Will Morrison be stopping to meet and greet the locals in Cobargo?
Did you mean ‘meet & grab’?
YEP just like his creepy mate Dr Lamming.
Would Mr. Morrison (I am always respectful) have the courage to meet and greet the locals in Cobargo?
As Bill Hayden said in ‘83 – even a drover’s dog would beat this lot…..or words to that effect.
Well, Labour’s certainly got the drover’s dog for the job of rounding up the sheep………if they notice him.
Trouble is that he is afraid of being savaged by those sheep, even as they head over the cliff with Scummo.
Hitting the road to garner votes. Hmmmm does this mean he will approach disgruntled people with a hand shake and a slap on the back. He may as well tell everyone who sees him in the true light shining down from heaven “to get over it”. By doing so he will alienate more. Scotty has been backed into a corner by his own rhetoric and GOD will not save him… He might hope for the kiss of life from rollover Frydenberg but that will only give a chance to be rushed to intensive care where he may summon up the courage to admit his failings. May he rest in peace.
And, these guys love a small government and no red tape. Let Australia be bought out by multi nationals and foreigners so the ELITE can rake in dollars is THERE MANTRA. Screw the LNP
Its Labor….FFS!!!
I’m not Irish American sonny.
No idea of your nationality, sonny, but it is the Labor party…been that way since 1912
The labour movement opted for Labor not because of King O’Malley’s ethnicity (Ireland has a Labour party) nor his place of birth.

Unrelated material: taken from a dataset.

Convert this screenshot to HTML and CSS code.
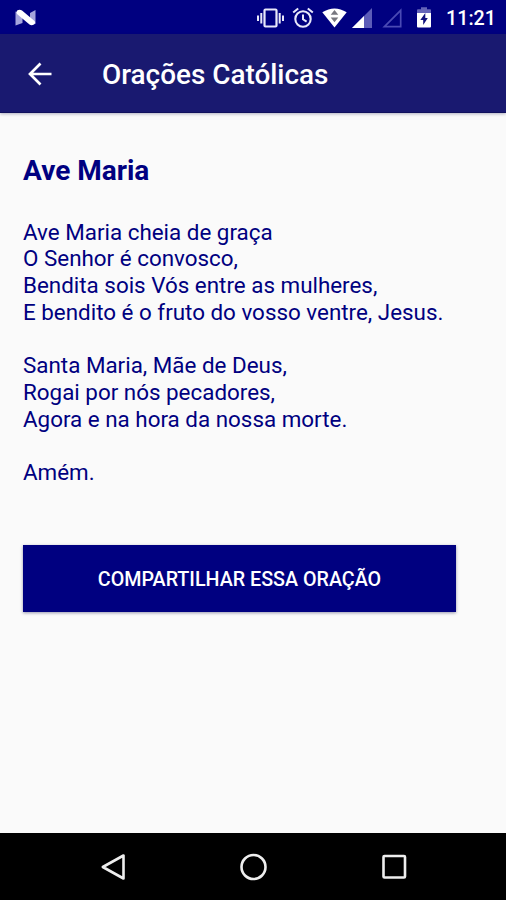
FILE: index.html
```html
<!DOCTYPE html>
<html lang="pt-BR">

<head>
    <meta charset="UTF-8">
    <meta name="viewport" content="width=device-width, initial-scale=1.0">
    <title>Orações Católicas</title>
    <link rel="stylesheet" href="styles.css">
</head>

<body>
    <div class="screen">
        <div class="status-bar">
            <svg class="logo" width="22" height="18" viewBox="0 0 22 18">
                <path d="M0.500 2.500 L7.500 6 V14 L0.500 16.500 Z M15 4 L20.500 1 V15 L15 12 Z" fill="#a5a5dc" />
                <path d="M2.500 1.200 Q5 0 7 1.500 L19.500 12 Q21 14 19 15.500 Q16.500 17 14.500 15.500 L2 5 Q0.500 3 2.500 1.200 Z" fill="#fff" />
            </svg>
            <div class="status-icons">
                <!-- vibrate -->
                <svg width="27" height="20" viewBox="0 0 27 20">
                    <rect x="7.500" y="1.500" width="12" height="17" rx="1" fill="none" stroke="#e8e8fa" stroke-width="2.200" />
                    <path d="M1 7.500 V13 M4.300 5 V15.500 M22.700 5 V15.500 M26 7.500 V13" stroke="#e8e8fa" stroke-width="2" />
                </svg>
                <!-- alarm -->
                <svg width="22" height="22" viewBox="0 0 22 22">
                    <circle cx="11" cy="12" r="7.700" fill="none" stroke="#e8e8fa" stroke-width="2.100" />
                    <path d="M1.200 5.600 L6.200 1.400 M20.800 5.600 L15.800 1.400 M11 7.500 V12.300 L14.600 14.600" fill="none" stroke="#e8e8fa" stroke-width="2" />
                </svg>
                <!-- wifi -->
                <svg width="25" height="20" viewBox="0 0 25 20">
                    <path d="M0.300 4.300 Q12.500 -3.300 24.700 4.300 L12.500 19.500 Z" fill="#fff" />
                    <path d="M12.500 2 L16.300 6.700 H8.700 Z M12.500 14.200 L8.700 9.500 H16.300 Z" fill="#77777f" />
                </svg>
                <!-- signal -->
                <svg class="signal" width="20" height="20" viewBox="0 0 20 20">
                    <path d="M0 20 L20 0 V20 Z" fill="#5c5cb8" />
                    <path d="M0 20 L12 8 V20 Z" fill="#fff" />
                </svg>
                <svg class="signal-empty" width="20" height="20" viewBox="0 0 20 20">
                    <path d="M2.400 18.700 L18.700 2.400 V18.700 Z" fill="none" stroke="#4a4ab4" stroke-width="1.700" />
                </svg>
                <!-- battery -->
                <svg class="battery" width="14" height="21" viewBox="0 0 14 21">
                    <path d="M0 6 V3 Q0 2.200 1 2.200 H4 V0.200 H10 V2.200 H13 Q14 2.200 14 3 V6 Z" fill="#6464b8" />
                    <path d="M0 6 H14 V19.500 Q14 20.500 13 20.500 H1 Q0 20.500 0 19.500 Z" fill="#fff" />
                    <path d="M8.300 6 L3.300 13 H6.200 V18 L10.800 11 H8.300 Z" fill="#10107c" />
                </svg>
                <span class="clock">11:21</span>
            </div>
        </div>

        <header class="app-bar">
            <svg class="back" width="24" height="24" viewBox="0 0 24 24">
                <path d="M12.500 1.500 L2 12 L12.500 22.500 M2 12 H23.500" fill="none" stroke="#fff" stroke-width="2.700" />
            </svg>
            <h1>Orações Católicas</h1>
        </header>

        <main class="content">
            <h2>Ave Maria</h2>
            <p>Ave Maria cheia de graça<br>
                O Senhor é convosco,<br>
                Bendita sois Vós entre as mulheres,<br>
                E bendito é o fruto do vosso ventre, Jesus.</p>
            <p>Santa Maria, Mãe de Deus,<br>
                Rogai por nós pecadores,<br>
                Agora e na hora da nossa morte.</p>
            <p>Amém.</p>
            <button class="share" type="button">COMPARTILHAR ESSA ORAÇÃO</button>
        </main>

        <nav class="nav-bar">
            <svg width="28" height="28" viewBox="0 0 28 28">
                <path d="M24.500 2.500 V25.500 L3.800 14 Z" fill="none" stroke="#eee" stroke-width="2.600" stroke-linejoin="round" />
            </svg>
            <svg width="28" height="28" viewBox="0 0 28 28">
                <circle cx="13.500" cy="14" r="12" fill="none" stroke="#eee" stroke-width="2.600" />
            </svg>
            <svg width="28" height="28" viewBox="0 0 28 28">
                <rect x="2.500" y="3" width="21.500" height="21.500" rx="1" fill="none" stroke="#eee" stroke-width="2.600" />
            </svg>
        </nav>
    </div>
</body>

</html>
```
FILE: styles.css
```css
* {
    box-sizing: border-box;
}

body {
    margin: 0;
    font-family: Roboto, sans-serif;
    background-color: #fafafa;
    color: #000080;
}

svg {
    display: block;
    flex: none;
}

.screen {
    display: flex;
    flex-direction: column;
    height: 900px;
    overflow: hidden;
}

.status-bar {
    display: flex;
    justify-content: space-between;
    align-items: center;
    height: 34px;
    padding: 0 10px 0 15px;
    background-color: #000080;
}

.logo {
    margin-top: 1px;
}

.status-icons {
    display: flex;
    align-items: center;
    gap: 8px;
    height: 34px;
    padding-top: 1px;
}

.signal {
    margin-left: -3px;
}

.signal-empty {
    margin-left: 2px;
}

.battery {
    margin-left: 7px;
}

.clock {
    width: 50px;
    margin-left: 7px;
    padding-top: 2px;
    color: #fff;
    font-size: 19.700px;
    font-weight: 500;
    line-height: 34px;
    white-space: nowrap;
}

.app-bar {
    display: flex;
    align-items: center;
    height: 79px;
    padding-left: 28px;
    background-color: #191970;
    border-bottom: 1px solid #10105c;
    box-shadow: 0 1px 3px rgba(0, 0, 60, 0.3);
}

.back {
    margin-top: 1px;
}

.app-bar h1 {
    margin: 2px 0 0 50px;
    color: #fff;
    font-size: 27.900px;
    font-weight: 500;
    line-height: 33px;
}

.content {
    flex: 1;
    padding: 41px 23px 0;
}

.content h2 {
    margin: 0 0 31.600px;
    font-size: 28px;
    font-weight: 700;
    line-height: 33px;
}

.content p {
    margin: 0 0 26.700px;
    font-size: 22.400px;
    line-height: 26.700px;
    white-space: nowrap;
}

.share {
    display: block;
    width: 433px;
    height: 67px;
    margin-top: 59.400px;
    padding: 2px 0 0;
    border: none;
    background-color: #000080;
    box-shadow: 0 1px 3px rgba(0, 0, 60, 0.4);
    color: #fff;
    font-family: inherit;
    font-size: 19.700px;
    font-weight: 500;
}

.nav-bar {
    display: flex;
    justify-content: center;
    align-items: center;
    gap: 113px;
    height: 67px;
    padding-left: 1px;
    background-color: #000;
}
```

It was in line with the then progressive movement to rationalise English orthography – see George Bernard Shaw’s advocacy of ghoti (fish).
Labour (pregnancy) vs Labor (to toll, work hard)
Whatever Americans use I don’t use.
You mentioned amerikan – nobody else.
Why are some so sensitive about Labour rather than Labor……..is it that much of a problem for you ?
Another poster mentioned that – I merely pointed out how Labor came to have that spelling.